Deswegen sind die Ausführungen des Klägers, die sich allein mit der Frage befassen, ob die Zulassung der Berufung durch das SG auch zu seinen Gunsten erfolgt ist, unzureichend. Die Zulassung der Berufung durch das SG beseitigt lediglich die durch § 144 Abs 1 SGG errichtete Hürde, macht aber das Vorliegen der sonstigen Voraussetzungen für die Zulässigkeit der Berufung, etwa der frist- und formgerechten Berufungseinlegung, aber auch der Beschwer und des Rechtsschutzbedürfnisses, nicht entbehrlich. Nur im Rahmen der Erörterung der Reichweite der Zulassung der Berufung durch das SG erwähnt der Kläger, dass er durch das Urteil des SG "beschwert" gewesen sei. Angesichts des Umstandes, dass das SG die Klage nicht teilweise abgewiesen und das LSG die Verwerfung selbständig tragend auch hierauf gestützt hat, hätte nicht zuletzt dies näherer Darlegung bedurft.

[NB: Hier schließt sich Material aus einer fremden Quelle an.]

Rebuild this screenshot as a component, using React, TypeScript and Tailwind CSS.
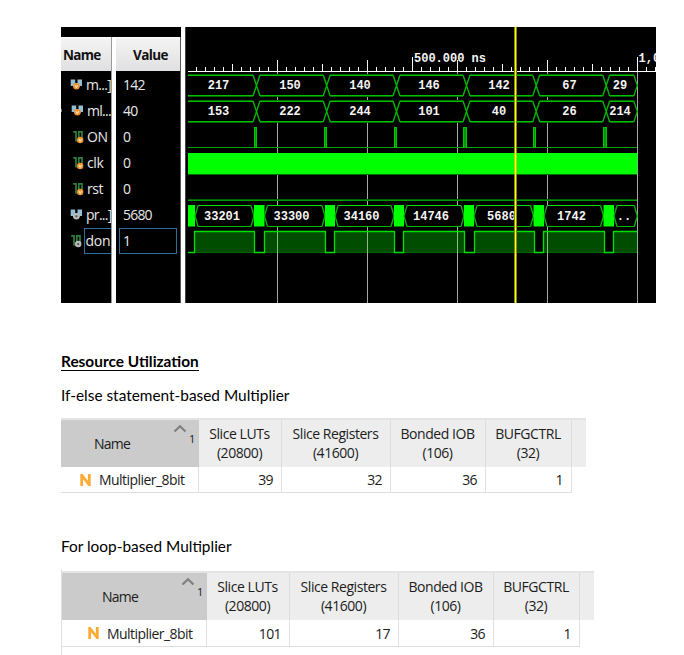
import React from "react";

type Kind = "bus" | "bit";

const signals: { name: string; value: string; kind: Kind; tone: "orange" | "gray" }[] = [
  { name: "m...]", value: "142", kind: "bus", tone: "orange" },
  { name: "ml...", value: "40", kind: "bus", tone: "orange" },
  { name: "ON", value: "0", kind: "bit", tone: "orange" },
  { name: "clk", value: "0", kind: "bit", tone: "orange" },
  { name: "rst", value: "0", kind: "bit", tone: "orange" },
  { name: "pr...]", value: "5680", kind: "bus", tone: "gray" },
  { name: "don", value: "1", kind: "bit", tone: "gray" },
];

function SignalIcon({ kind, tone }: { kind: Kind; tone: "orange" | "gray" }) {
  const dot = tone === "orange" ? "#f0922b" : "#b8b8b8";
  return (
    <svg width="13" height="14" viewBox="0 0 13 14" className="shrink-0">
      {kind === "bus" ? (
        <>
          <path d="M0.7 1.5H5.2V5H7.5V1.5H12V8H10L8.5 9.5H4.2L2.7 8H0.7Z" fill="#93bdd2" />
          <circle cx="6.4" cy="8.3" r="3.3" fill={dot} />
          {tone === "orange" ? (
            <path d="M5.1 7.2L6.4 9.8L7.7 7.2" stroke="#fff0d8" strokeWidth="1" fill="none" />
          ) : (
            <circle cx="6.4" cy="8.3" r="1.1" fill="#555" />
          )}
        </>
      ) : (
        <>
          <path d="M1.2 1.9H4V10.6H6.8V1.9H10V8" stroke="#2f7f3c" strokeWidth="1.7" fill="none" />
          <circle cx="8.2" cy="10" r="3.2" fill={dot} />
          {tone === "orange" ? (
            <path d="M6.9 8.9L8.2 11.5L9.5 8.9" stroke="#fff0d8" strokeWidth="1" fill="none" />
          ) : (
            <circle cx="8.2" cy="10" r="1.1" fill="#4a4a4a" />
          )}
        </>
      )}
    </svg>
  );
}

const crossings = [256.5, 326.7, 396.5, 466.5, 536.2, 606.2];
const grid = [277, 367, 457, 547, 637];
const pulses = [
  [254, 257],
  [324, 327],
  [394, 397],
  [463, 467],
  [533, 536],
  [603, 607],
];
const busy = [
  [188, 195],
  [254, 264.5],
  [325, 335],
  [394, 404],
  [464, 474],
  [533.5, 544],
  [603.5, 614],
];
const lows = [
  [254.5, 264.5],
  [325.5, 334.5],
  [394.5, 403.5],
  [464.5, 474.5],
  [534.5, 543.5],
  [604.5, 613.5],
];

function BusRow({ top }: { top: number }) {
  const bounds = [183, ...crossings, 637.3];
  return (
    <g>
      <rect x="188" y={top} width="449" height="22" fill="#000" />
      {bounds.slice(0, -1).map((a, i) => {
        const b = bounds[i + 1];
        const last = i === bounds.length - 2;
        const l = i === 0 ? 188 : a + 3.5;
        const r = b - 3.5;
        return (
          <g key={i}>
            <path d={`M${l} ${top + 0.5}H${r}M${l} ${top + 22.5 - 0}H${r}`} stroke="#006c00" />
            <path d={`M${l} ${top + 1.5}H${r}M${l} ${top + 21.5}H${r}`} stroke="#00c000" />
            {last ? (
              <path d={`M${r} ${top + 1}L${b} ${top + 11.5}L${r} ${top + 22}`} stroke="#00b400" strokeWidth="1.3" fill="none" />
            ) : (
              <path
                d={`M${r} ${top + 1}L${b + 3.5} ${top + 22}M${r} ${top + 22}L${b + 3.5} ${top + 1}`}
                stroke="#00b400"
                strokeWidth="1.4"
              />
            )}
          </g>
        );
      })}
    </g>
  );
}

const labels: [string, number, number][] = [
  ["217", 218.5, 89], ["150", 290, 89], ["140", 360, 89], ["146", 429, 89], ["142", 499, 89], ["67", 569.5, 89], ["29", 620, 89],
  ["153", 218.5, 115], ["222", 290, 115], ["244", 360, 115], ["101", 429, 115], ["40", 499, 115], ["26", 569.5, 115], ["214", 620, 115],
  ["33201", 222, 219.5], ["33300", 291.5, 219.5], ["34160", 361.5, 219.5], ["14746", 431, 219.5], ["5680", 501.5, 219.5], ["1742", 571.5, 219.5], ["..", 624, 219.5],
];

function Waveform() {
  const ticks = Array.from({ length: 52 }, (_, i) => i + 1);
  const donePath =
    "M188 252.5H194.5V231.5" + lows.map(([f, r]) => `H${f}V252.5H${r}V231.5`).join("") + "H637";
  const spans = [194.5, ...lows.map((l) => l[1])].map((s, i) => [s, i < 6 ? lows[i][0] : 637]);
  return (
    <svg width="470" height="276" viewBox="186 27 470 276" className="block bg-black">
      <rect x="188" y="71" width="468" height="1" fill="#fff" />
      {ticks.map((k) => (
        <rect key={k} x={187 + 9 * k} y={k % 5 === 0 ? 64 : 67} width="1" height={k % 5 === 0 ? 7 : 4} fill="#fff" />
      ))}
      {grid.map((x) => (
        <g key={x}>
          <rect x={x} y="60" width="1" height="243" fill="#a8a8a8" />
          <rect x={x} y="60" width="1" height="12" fill="#f0f0f0" />
        </g>
      ))}
      <rect x="412" y="57" width="1" height="14" fill="#fff" />
      <rect x="637" y="57" width="1" height="14" fill="#fff" />

      <BusRow top={74} />
      <BusRow top={100} />

      <rect x="188" y="147" width="449" height="1" fill="#00a400" />
      {pulses.map(([a, b]) => (
        <g key={a}>
          <rect x={a} y="127" width={b - a} height="21" fill="#009a00" />
          <path d={`M${a + 0.5} 148V127.5H${b - 0.5}V148`} stroke="#00c800" fill="none" />
        </g>
      ))}

      <rect x="188" y="153" width="449.5" height="21" fill="#00ff00" />
      <rect x="188" y="174" width="449" height="1" fill="#006a00" />

      <rect x="188" y="199" width="449" height="1" fill="#006000" />
      <rect x="188" y="200" width="449" height="1" fill="#009800" />

      <rect x="188" y="205" width="449" height="22" fill="#000" />
      {busy.map(([a, b], i) => {
        const end = i < 6 ? busy[i + 1][0] : 637.3;
        return (
          <g key={a}>
            <rect x={a} y="205" width={b - a} height="21.5" fill="#00ff00" />
            <path d={`M${b + 3} 205.5H${end - 3}`} stroke="#00e000" />
            <path d={`M${b + 3} 226.5H${end - 3}`} stroke="#00b800" />
            <path
              d={`M${b + 3} 205.5L${b} 216L${b + 3} 226.5M${end - 3} 205.5L${end} 216L${end - 3} 226.5`}
              stroke="#00b800"
              strokeWidth="1.3"
              fill="none"
            />
          </g>
        );
      })}

      {spans.map(([a, b]) => (
        <g key={a}>
          <rect x={a} y="231" width={b - a} height="21" fill="#004d00" />
          <rect x={a} y="252" width={b - a} height="1" fill="#006400" />
        </g>
      ))}
      {grid.map((x) => (
        <rect key={x} x={x} y="227" width="1" height="26" fill="#8fb88f" />
      ))}
      <path d={donePath} stroke="#00e000" strokeWidth="1.3" fill="none" />

      <g fill="#f4f4f4" className="font-['Liberation_Mono',monospace] text-[12px] font-bold">
        {labels.map(([t, x, y]) => (
          <text key={`${x}-${y}`} x={x} y={y} textAnchor="middle">
            {t}
          </text>
        ))}
        <text x="414" y="62">500.000 ns</text>
        <text x="638.5" y="62">1,0</text>
      </g>

      <rect x="514" y="27" width="3" height="276" fill="#8a8a00" />
      <rect x="515" y="27" width="1" height="276" fill="#ffff20" />
      <rect x="514" y="153" width="3" height="21" fill="#b4d800" />
      <rect x="515" y="153" width="1" height="21" fill="#ffff20" />
    </svg>
  );
}

function Simulator() {
  return (
    <div className="flex h-[276px] w-[595px] overflow-hidden bg-black font-['Open_Sans','Noto_Sans',sans-serif] text-[14px] text-[#e8e8e8]">
      <div className="flex w-[120px] flex-col">
        <div className="h-[10px] shrink-0" />
        <div className="flex flex-1">
          <div className="w-[51px] overflow-hidden border-r border-[#9a9a9a]">
            <div className="flex h-[34px] items-center border-t border-white bg-gradient-to-b from-[#f4f4f4] to-[#e0e0e2] pt-px pl-[2px] text-[13.5px] font-bold tracking-[-0.75px] text-[#111]">
              Name
            </div>
            {signals.map((s) => (
              <div key={s.name} className="flex h-[26px] items-center whitespace-nowrap pt-[1px]">
                <span className={s.kind === "bus" ? "h-[3px] w-[1.5px] bg-[#777]" : "h-[3px] w-[1.5px]"} />
                <span className="w-[9px] shrink-0" />
                <SignalIcon kind={s.kind} tone={s.tone} />
                <span
                  className={
                    s.name === "don"
                      ? "ml-[0.5px] flex h-[26px] w-[40px] shrink-0 items-center border border-[#2f6f9f] pl-[1px] tracking-[-0.3px]"
                      : s.kind === "bus"
                        ? "ml-[3px] tracking-[-0.7px]"
                        : "ml-[2.5px] tracking-[-0.4px]"
                  }
                >
                  {s.name}
                </span>
              </div>
            ))}
          </div>
          <div className="w-[4px] bg-white" />
          <div className="w-[65px] border-r border-[#555]">
            <div className="flex h-[34px] items-center border-t border-white bg-gradient-to-b from-[#f4f4f4] to-[#e0e0e2] pt-px pl-[17px] text-[13.5px] font-bold tracking-[-0.6px] text-[#111]">
              Value
            </div>
            {signals.map((s) => (
              <div key={s.name} className="flex h-[26px] items-center pt-[1px]">
                <span
                  className={
                    s.name === "don"
                      ? "ml-[3px] flex h-[26px] w-[58px] items-center border border-[#2f6f9f] pl-[3px]"
                      : "pl-[7px] tracking-[-0.8px]"
                  }
                >
                  {s.value}
                </span>
              </div>
            ))}
          </div>
        </div>
      </div>
      <div className="w-[4px] bg-white" />
      <div className="w-px bg-[#444]" />
      <Waveform />
    </div>
  );
}

function NetIcon() {
  return (
    <svg width="11" height="12" viewBox="0 0 11 12" className="shrink-0">
      <path d="M1.7 12V1.2L9.3 10.8V0" stroke="#fbab33" strokeWidth="2.8" fill="none" />
    </svg>
  );
}

function Utilization({ wide, values }: { wide?: boolean; values: string[] }) {
  const columns: [string, string, string][] = [
    ["Slice LUTs", "(20800)", "w-[83px]"],
    ["Slice Registers", "(41600)", "w-[109px]"],
    ["Bonded IOB", "(106)", "w-[95px]"],
    ["BUFGCTRL", "(32)", "w-[86px]"],
  ];
  return (
    <div className="w-fit font-['Open_Sans','Noto_Sans',sans-serif] text-[14px] text-[#1c1c1c]">
      <div className="flex h-[49px] border-t-2 border-[#e4e4e4] bg-[#ededed]">
        <div className={wide ? "flex w-[145px] bg-[#cbcbcb] pl-[40px]" : "flex w-[138px] bg-[#cbcbcb] pl-[33px]"}>
          <span className="w-[79px] pt-[14px] leading-[20px] tracking-[-0.8px]">Name</span>
          <svg width="14" height="9" viewBox="0 0 14 9" className="mt-[4px]">
            <path d="M1.5 7.5L7 2.2L12.5 7.5" stroke="#808080" strokeWidth="2.2" fill="none" />
          </svg>
          <span className="ml-[2px] pt-[11px] text-[11px] leading-[16px]">1</span>
        </div>
        {columns.map(([a, b, w]) => (
          <div key={a} className={`${w} border-r border-[#dcdcdc] pt-[4px] pr-[1px] text-center leading-[19px] tracking-[-0.45px] whitespace-nowrap`}>
            <div>{a}</div>
            <div>{b}</div>
          </div>
        ))}
        <div className={wide ? "w-[14px]" : "w-[14px]"} />
      </div>
      <div className={wide ? "mr-[14px] flex h-[27px] border-b border-[#dedede] bg-white" : "mr-[14px] flex h-[26px] border-b border-[#dedede] bg-white"}>
        <div
          className={
            wide
              ? "flex w-[145px] items-center border-r border-[#e2e2e2] pl-[26px]"
              : "flex w-[138px] items-center border-r border-[#e2e2e2] pl-[19px]"
          }
        >
          <NetIcon />
          <span className="ml-[8px] tracking-[-0.55px]">Multiplier_8bit</span>
        </div>
        {columns.map(([a, , w], i) => (
          <div key={a} className={`${w} flex items-center justify-end border-r border-[#e2e2e2] pr-[8px] tracking-[-0.6px]`}>
            {values[i]}
          </div>
        ))}
      </div>
    </div>
  );
}

export default function App() {
  return (
    <div className="h-[655px] w-[684px] overflow-hidden bg-white pt-[27px] pl-[61px] text-black">
      <Simulator />
      <div className="font-['Lato',sans-serif] text-[15.4px]">
        <h2 className="mt-[48px] h-[20px] leading-[20px] font-bold">
          <span className="border-b border-black">Resource Utilization</span>
        </h2>
        <p className="mt-[14px] h-[20px] leading-[20px]">If-else statement-based Multiplier</p>
      </div>
      <div className="mt-[13px]">
        <Utilization values={["39", "32", "36", "1"]} />
      </div>
      <p className="mt-[43px] h-[20px] font-['Lato',sans-serif] text-[15.4px] leading-[20px]">For loop-based Multiplier</p>
      <div className="mt-[13px] h-[86px] border-l border-[#e2e2e2] pt-[2px]">
        <Utilization wide values={["101", "17", "36", "1"]} />
      </div>
    </div>
  );
}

Der Kläger hat auch einen Verfahrensmangel dadurch, dass das LSG durch Beschluss entschieden hat, nicht hinreichend bezeichnet. Das in § 158 Satz 2 SGG dem Berufungsgericht eingeräumte Ermessen, durch Beschluss ohne mündliche Verhandlung und damit gemäß § 33 Abs 1 Satz 2 iVm § 12 Abs 1 Satz 2 SGG ohne Mitwirkung ehrenamtlicher Richter zu entscheiden, kann von der Revisionsinstanz nur darauf überprüft werden, ob das LSG von dem Ermessen erkennbar fehlerhaft Gebrauch gemacht hat, dh sachfremde Erwägungen oder eine grobe Fehleinschätzung zugrunde gelegt hat (stRspr; aus jüngerer Zeit etwa BSG vom 27.4.2021 - B 12 KR 56/20 B - juris RdNr 7 mwN). Dass der Fall hier so liegt, lässt sich dem Vorbringen des Klägers nicht entnehmen. Der Kläger verweist lediglich (erneut) auf seine Auffassung, dass die Berufung zulässig gewesen sei. Auch insofern legt er aber gerade nicht dar, dass und warum dies der Fall gewesen sei; der Hinweis auf die (in ihrer Reichweite umstrittene) Zulassung der Berufung durch das SG reicht auch in diesem Kontext nicht aus. Soweit der Kläger schließlich moniert, dass die Frage der Zulässigkeit der Berufung im erstinstanzlichen Verfahren nicht erörtert worden sei, ist damit ein Verfahrensmangel ebenfalls nicht bezeichnet. Die Beschwerde gegen die Nichtzulassung der Revision kann nur auf einen Mangel des Verfahrens vor dem LSG oder auf einen Mangel des Verfahrens vor dem SG, der in die nächste Instanz fortwirkt, gestützt werden, also einen Mangel, der damit zugleich einen Mangel des Verfahrens vor dem LSG bildet (BSG vom 11.6.2021 - B 4 AS 145/21 B - juris RdNr 5 mwN). Dazu, dass der Ausnahmefall eines in zweiter Instanz fortwirkenden Verfahrensfehlers vorliege, trägt der Kläger nicht vor.
Die Kostenentscheidung beruht auf einer entsprechenden Anwendung des § 193 Abs 1 Satz 1, Abs 4 SGG.